Re: [Rocky Caldwell thomson net: [David Neary]RE: MP3 licensing]



On Wed, 02 Feb 2005 13:23:03 -0600, J.B. Nicholson-Owens
<jbn forestfield org> wrote:
David Neary wrote:
So, officially, although this is not stated anywhere on their site,
they allow non-commercial use.

It is stated on their website.  Read
http://mp3licensing.com/help/enduser.html for the following information:

Do you license mp3/mp3PRO software to end users?

No. We license mp3/mp3PRO software and patents to developers and
manufacturers of software applications and hardware devices.

There is no license fee for iPod use or Winamp use, for example.  But
Apple (in the case of iPods) had to pay a hardware MP3 decoder fee.  And
AOL (or whomever distributes Winamp) had to pay a fee for that "PC
Software Application" (to use the language Thomson/Fraunhofer uses).

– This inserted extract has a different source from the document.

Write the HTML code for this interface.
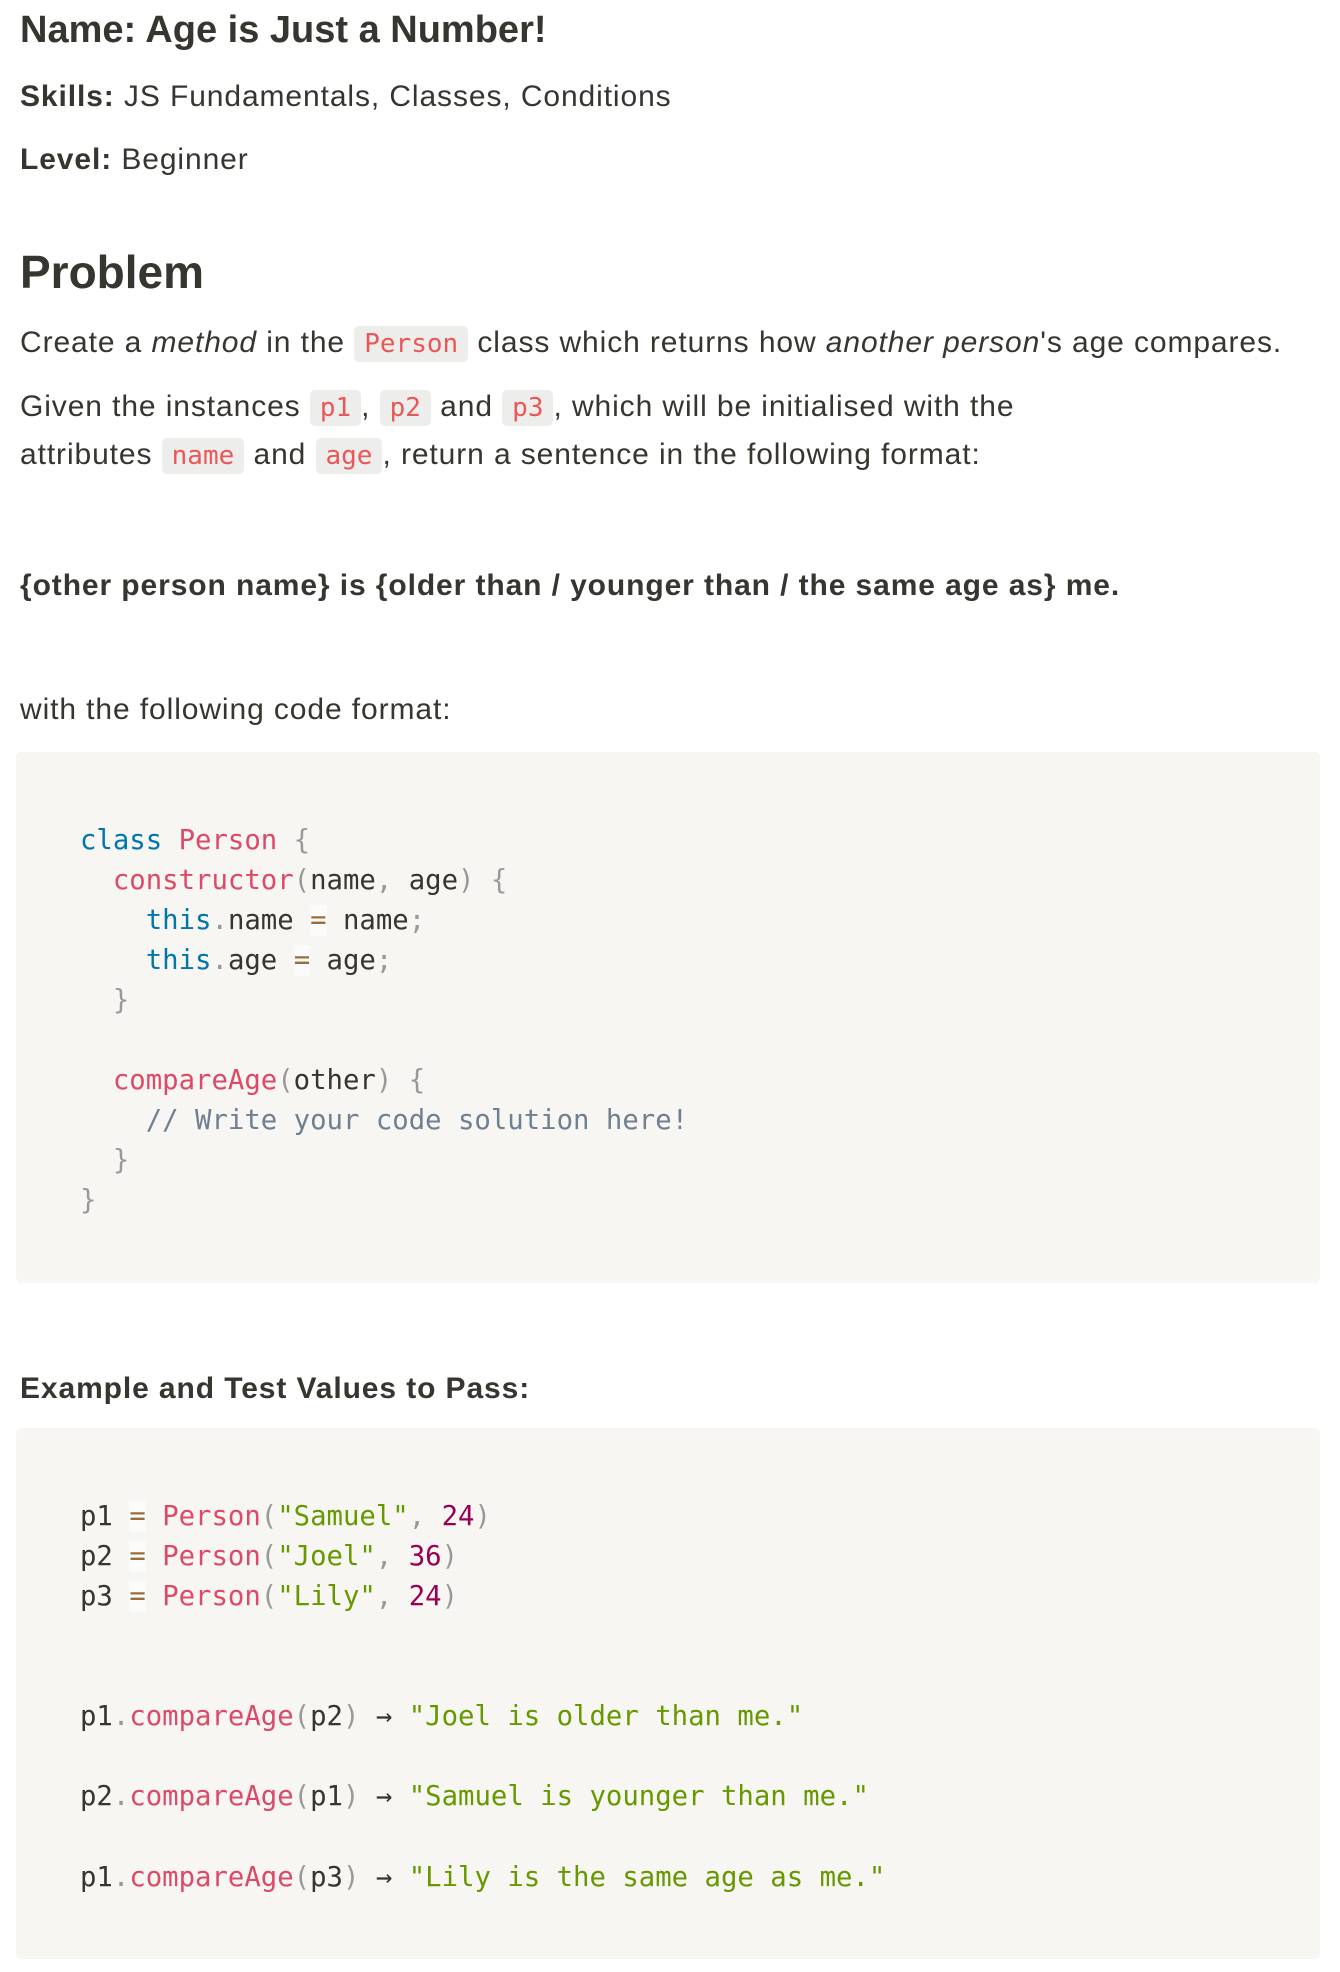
<!DOCTYPE html>
<html><head><meta charset="utf-8"><style>
body{margin:0;width:1340px;height:1972px;background:#fff;color:#37352f;font-family:"Liberation Sans",sans-serif;position:relative;overflow:hidden}
.l{position:absolute;left:20px;white-space:nowrap;font-size:30px;letter-spacing:0.9px;line-height:40px}
b{font-weight:bold}
code{font-family:"DejaVu Sans Mono",monospace;font-size:26px;letter-spacing:0;color:#eb5757;background:rgba(135,131,120,.15);border-radius:5px;padding:3px 10px}
.blk{position:absolute;left:16px;width:1304px;background:#f7f6f3;border-radius:5px}
.c{position:absolute;left:80px;white-space:pre;font-family:"DejaVu Sans Mono",monospace;font-size:27.3px;line-height:40px;color:#37352f}
.k{color:#07a}.f{color:#dd4a68}.p{color:#999}.o{color:#9a6e3a;background:rgba(255,255,255,.5)}.s{color:#690}.n{color:#905}.cm{color:#708090}
</style></head><body>
<div class="l" style="top:8px;font-size:38px;letter-spacing:0;line-height:44px;font-weight:bold">Name: Age is Just a Number!</div>
<div class="l" style="top:77px"><b>Skills:</b> JS Fundamentals, Classes, Conditions</div>
<div class="l" style="top:140px"><b>Level:</b> Beginner</div>
<div class="l" style="top:244px;font-size:46px;letter-spacing:0;line-height:56px;font-weight:bold">Problem</div>
<div class="l" style="top:323px">Create a <i>method</i> in the <code>Person</code> class which returns how <i>another person</i>'s age compares.</div>
<div class="l" style="top:387px">Given the instances <code>p1</code>, <code>p2</code> and <code>p3</code>, which will be initialised with the</div>
<div class="l" style="top:435px">attributes <code>name</code> and <code>age</code>, return a sentence in the following format:</div>
<div class="l" style="top:566px;font-weight:bold">{other person name} is {older than / younger than / the same age as} me.</div>
<div class="l" style="top:690px">with the following code format:</div>
<div class="blk" style="top:752px;height:531px"></div>
<div class="c" style="top:821px"><span class="k">class</span> <span class="f">Person</span> <span class="p">{</span></div>
<div class="c" style="top:861px">  <span class="f">constructor</span><span class="p">(</span>name<span class="p">,</span> age<span class="p">)</span> <span class="p">{</span></div>
<div class="c" style="top:901px">    <span class="k">this</span><span class="p">.</span>name <span class="o">=</span> name<span class="p">;</span></div>
<div class="c" style="top:941px">    <span class="k">this</span><span class="p">.</span>age <span class="o">=</span> age<span class="p">;</span></div>
<div class="c" style="top:981px">  <span class="p">}</span></div>
<div class="c" style="top:1061px">  <span class="f">compareAge</span><span class="p">(</span>other<span class="p">)</span> <span class="p">{</span></div>
<div class="c" style="top:1101px">    <span class="cm">// Write your code solution here!</span></div>
<div class="c" style="top:1141px">  <span class="p">}</span></div>
<div class="c" style="top:1181px"><span class="p">}</span></div>
<div class="l" style="top:1369px;font-weight:bold">Example and Test Values to Pass:</div>
<div class="blk" style="top:1428px;height:531px"></div>
<div class="c" style="top:1497px">p1 <span class="o">=</span> <span class="f">Person</span><span class="p">(</span><span class="s">"Samuel"</span><span class="p">,</span> <span class="n">24</span><span class="p">)</span></div>
<div class="c" style="top:1537px">p2 <span class="o">=</span> <span class="f">Person</span><span class="p">(</span><span class="s">"Joel"</span><span class="p">,</span> <span class="n">36</span><span class="p">)</span></div>
<div class="c" style="top:1577px">p3 <span class="o">=</span> <span class="f">Person</span><span class="p">(</span><span class="s">"Lily"</span><span class="p">,</span> <span class="n">24</span><span class="p">)</span></div>
<div class="c" style="top:1697px">p1<span class="p">.</span><span class="f">compareAge</span><span class="p">(</span>p2<span class="p">)</span> → <span class="s">"Joel is older than me."</span></div>
<div class="c" style="top:1777px">p2<span class="p">.</span><span class="f">compareAge</span><span class="p">(</span>p1<span class="p">)</span> → <span class="s">"Samuel is younger than me."</span></div>
<div class="c" style="top:1858px">p1<span class="p">.</span><span class="f">compareAge</span><span class="p">(</span>p3<span class="p">)</span> → <span class="s">"Lily is the same age as me."</span></div>
</body></html>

If Ubuntu were to distribute an MP3 player program to an American,
Ubuntu would be distributing non-free software to that American.  That
American can run the program to play MP3s, but they cannot share that
program with their friends and neighbors without first paying a patent
fee (there are per-unit and one-time fees for "PC Software
Applications").  There continues to be a conflict between free software
and American patent law because in America (and some other countries)
software patents exist.

This is why one cannot focus on providing complete compatibility with
the outside world and simultaneously provide free software.

So... I'm as big a free software bigot as anyone; I've changed GNOME
press releases and websites to say GNU/Linux and Free Software instead
of Open Source, and I refuse to buy an ipod or use mp3 personally.
[I'll admit that I have succumbed to flash.]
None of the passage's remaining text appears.